Baxter Dury's new album, I Thought I Was Better Than You, kicks off in bizarre if touching manner. 'Hey Mommy. Hey Daddy! Who am I...' drones Baxter to the void. 'America's Kubla Khan...' 'The son of Ghenghis Khan...' 'Business Class Villains...'
In less than a minute, the album has established its themes. Its tone and voice. In the words of a friend I was chatting to yesterday, (who already has his own signed copy), it's 'sardonic London lyrics and Eurotrash pop.' Ray Winston in Sexy Beast meets Serge Gainsbourg at the Boxing next to the ring in Paris lighting up cigars, ordering bubbly.
I Thought I Was Better Than You is the realisation of a calibration of persona that Baxter has been engaged in diligently for the twenty years of his recording career it seems, since first stepping up as a young grown up 2002 with his first offering Len Parrot's Memorial Lift on Rough Trade Records.
Baxter's come a long way since. Utterly comfortable in his skin by now. He's method.
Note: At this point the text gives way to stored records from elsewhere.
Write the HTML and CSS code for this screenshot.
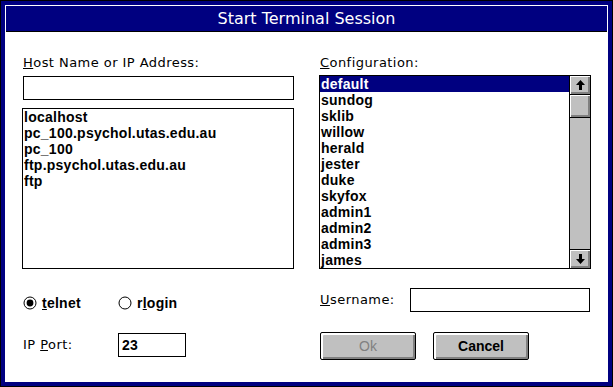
FILE: index.html
```html
<!DOCTYPE html>
<html lang="en">
<head>
    <meta charset="UTF-8">
    <title>Start Terminal Session</title>
    <link rel="stylesheet" href="styles.css">
</head>
<body>
    <div class="window">
        <div class="frame">
            <div class="titlebar">Start Terminal Session</div>

            <div class="content">
                <div class="col">
                    <div class="field-label"><u>H</u>ost Name or IP Address:</div>
                    <div class="textbox host-box"></div>
                    <ul class="listbox host-list">
                        <li>localhost</li>
                        <li>pc_100.psychol.utas.edu.au</li>
                        <li>pc_100</li>
                        <li>ftp.psychol.utas.edu.au</li>
                        <li>ftp</li>
                    </ul>

                    <div class="radios">
                        <div class="radio">
                            <svg width="14" height="14" viewBox="0 0 14 14">
                                <circle cx="7" cy="7" r="6" fill="#fff" stroke="#000" stroke-width="1"/>
                                <circle cx="7" cy="7" r="3.4" fill="#000"/>
                            </svg>
                            <span><u>t</u>elnet</span>
                        </div>
                        <div class="radio">
                            <svg width="14" height="14" viewBox="0 0 14 14">
                                <circle cx="7" cy="7" r="6" fill="#fff" stroke="#000" stroke-width="1"/>
                            </svg>
                            <span>r<u>l</u>ogin</span>
                        </div>
                    </div>

                    <div class="port-row">
                        <span class="port-label">IP <u>P</u>ort:</span>
                        <div class="textbox port-box">23</div>
                    </div>
                </div>

                <div class="col">
                    <div class="field-label"><u>C</u>onfiguration:</div>
                    <div class="listbox config-list">
                        <ul class="config-items">
                            <li class="selected">default</li>
                            <li>sundog</li>
                            <li>sklib</li>
                            <li>willow</li>
                            <li>herald</li>
                            <li>jester</li>
                            <li>duke</li>
                            <li>skyfox</li>
                            <li>admin1</li>
                            <li>admin2</li>
                            <li>admin3</li>
                            <li>james</li>
                        </ul>
                        <div class="scrollbar">
                            <div class="sb-button">
                                <svg width="11" height="12" viewBox="0 0 11 12">
                                    <path d="M5.5 1 L10 6 L7 6 L7 11 L4 11 L4 6 L1 6 Z" fill="#000"/>
                                </svg>
                            </div>
                            <div class="sb-thumb"></div>
                            <div class="sb-track"></div>
                            <div class="sb-button sb-down">
                                <svg width="11" height="12" viewBox="0 0 11 12">
                                    <path d="M5.5 11 L10 6 L7 6 L7 1 L4 1 L4 6 L1 6 Z" fill="#000"/>
                                </svg>
                            </div>
                        </div>
                    </div>

                    <div class="user-row">
                        <span class="user-label"><u>U</u>sername:</span>
                        <div class="textbox user-box"></div>
                    </div>

                    <div class="buttons">
                        <button class="btn" disabled>Ok</button>
                        <button class="btn">Cancel</button>
                    </div>
                </div>
            </div>
        </div>
    </div>
</body>
</html>
```

FILE: styles.css
```css
html, body {
    margin: 0;
    padding: 0;
    background-color: #000;
}
body {
    width: 613px;
    height: 387px;
    font-family: "DejaVu Sans", Arial, sans-serif;
    font-size: 13px;
    letter-spacing: 0.45px;
    line-height: 16px;
    color: #000;
}
.window {
    box-sizing: border-box;
    width: 613px;
    height: 387px;
    border: 1px solid #000;
    padding: 4px;
    background-color: #000080;
}
.frame {
    box-sizing: border-box;
    height: 100%;
    background-color: #fff;
    padding: 1px 1px 0 1px;
}
.titlebar {
    height: 25px;
    line-height: 25px;
    background-color: #000080;
    color: #fff;
    border-bottom: 1px solid #000;
    text-align: center;
    font-size: 16px;
    letter-spacing: 0;
}
.content {
    display: flex;
    gap: 25px;
    padding-left: 16px;
}
.col {
    width: 272px;
    display: flex;
    flex-direction: column;
}
.field-label {
    margin: 23px 0 0 1px;
}
.textbox {
    box-sizing: border-box;
    height: 24px;
    border: 1px solid #000;
    background-color: #fff;
    padding: 3px 0 0 3px;
    font-family: "Liberation Sans", Arial, sans-serif;
    font-size: 14px;
    letter-spacing: 0.25px;
    font-weight: bold;
}
.host-box {
    margin: 5px 0 0 1px;
    width: 271px;
}
.listbox {
    box-sizing: border-box;
    border: 1px solid #000;
    background-color: #fff;
    margin: 0;
    padding: 0;
    list-style: none;
    font-family: "Liberation Sans", Arial, sans-serif;
    font-size: 14px;
    letter-spacing: 0.25px;
    font-weight: bold;
}
.listbox li {
    height: 16px;
    padding-left: 1px;
}
.host-list {
    margin-top: 8px;
    height: 161px;
}
.radios {
    display: flex;
    margin-top: 26px;
    height: 16px;
    align-items: center;
    font-family: "Liberation Sans", Arial, sans-serif;
    font-size: 14px;
    letter-spacing: 0.25px;
    font-weight: bold;
}
.radio {
    display: flex;
    align-items: center;
    gap: 5px;
}
.radio:first-child {
    margin-left: 1px;
    width: 95px;
}
.radio svg {
    display: block;
}
.port-row {
    display: flex;
    align-items: center;
    margin-top: 22px;
}
.port-label {
    width: 95px;
    margin-left: 1px;
}
.port-box {
    width: 68px;
}
.config-list {
    margin-top: 4px;
    height: 194px;
    display: flex;
}
.config-items {
    flex: 1;
    margin: 0;
    padding: 0;
    list-style: none;
}
.config-items li.selected {
    background-color: #000080;
    color: #fff;
}
.scrollbar {
    width: 20px;
    border-left: 1px solid #000;
    display: flex;
    flex-direction: column;
    background-color: #c0c0c0;
}
.sb-button {
    box-sizing: border-box;
    height: 19px;
    border-bottom: 1px solid #000;
    background-color: #c0c0c0;
    box-shadow: inset 1px 1px #fff, inset -2px -2px #808080;
    display: flex;
    align-items: center;
    justify-content: center;
}
.sb-down {
    border-bottom: none;
    border-top: 1px solid #000;
}
.sb-thumb {
    box-sizing: border-box;
    height: 23px;
    border-bottom: 1px solid #000;
    background-color: #c0c0c0;
    box-shadow: inset 1px 1px #fff, inset -2px -2px #808080;
}
.sb-track {
    flex: 1;
}
.user-row {
    display: flex;
    align-items: center;
    margin-top: 19px;
}
.user-label {
    width: 90px;
    margin-left: 1px;
}
.user-box {
    width: 180px;
}
.buttons {
    display: flex;
    gap: 17px;
    margin-top: 20px;
    margin-left: 1px;
}
.btn {
    box-sizing: border-box;
    width: 96px;
    height: 28px;
    border: 1px solid #000;
    border-radius: 2px;
    background-color: #c0c0c0;
    box-shadow: inset 2px 2px #fff, inset -2px -2px #808080;
    font-family: "Liberation Sans", Arial, sans-serif;
    font-size: 14px;
    font-weight: bold;
    color: #000;
    padding: 0;
}
.btn:disabled {
    color: #808080;
    font-weight: normal;
}
```
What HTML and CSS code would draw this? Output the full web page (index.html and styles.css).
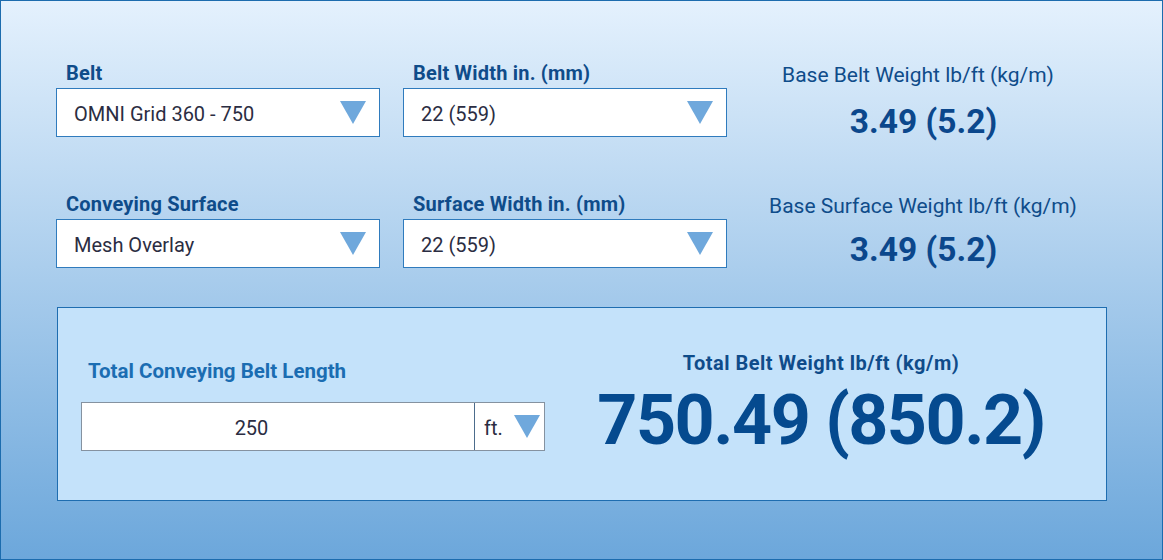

Laandon Method. Danny Dwyer's got nothing on him. Baxter is class. He could have been cast in Quadrophenia. Not afraid to be foolish. He's in touch with his inner child. He knows, just like Adam Ant did, that ridicule is nothing to be scared of. But he channels that ridiculousness that childishness to make increasingly adult statements. He's the Guvnor. I'd say he's getting better with every record and he was pretty good right from the start.
An enlarged photo of Baxter graces the sleeve of I Thought. It's wonderful and apt. A man of Laandon, making his way in the world, still haunted by his past. A childhood of being passed from household to household, a vagrant and underloved tag along child, while his Daddy sought fame and fortune in the Pop World.
Baxter is still the small man who stared out at us from the sleeve of Ian's New Boots & Panties, pretending to be a big man. This is half an hour on the therapist's couch. It's a brilliant and sustained concept. Throughout it foregrounds the female backing vocalists who acts as his chorus in every tune. A Greek Chorus via Balham Fruit & Veg Market.
Musically, he casts his net wide. There's Serge. His Dad. His Dad is always there. Baxter will always be 'the son of a famous working class poet,'. He knows he comes with a heavy legacy and doesn't wish to shed it, or hide from it, quite the opposite in fact. But he wants to do his own thing. He has a magpie's ear, a mimic's gift and there's Kendrick and Tyler in addition to Nancy & Lee, and Aldous Harding in the grooves here..
In short it's a wonderful, realised concept character sturdy of flawed machismo. Vulnerable. Unhinged. Bob Hoskyns in Long Good Friday. Daniel Craig in Layer Cake. .Baxter Dury in I Thought I Was Better Than You. Tremendous record. Geezer.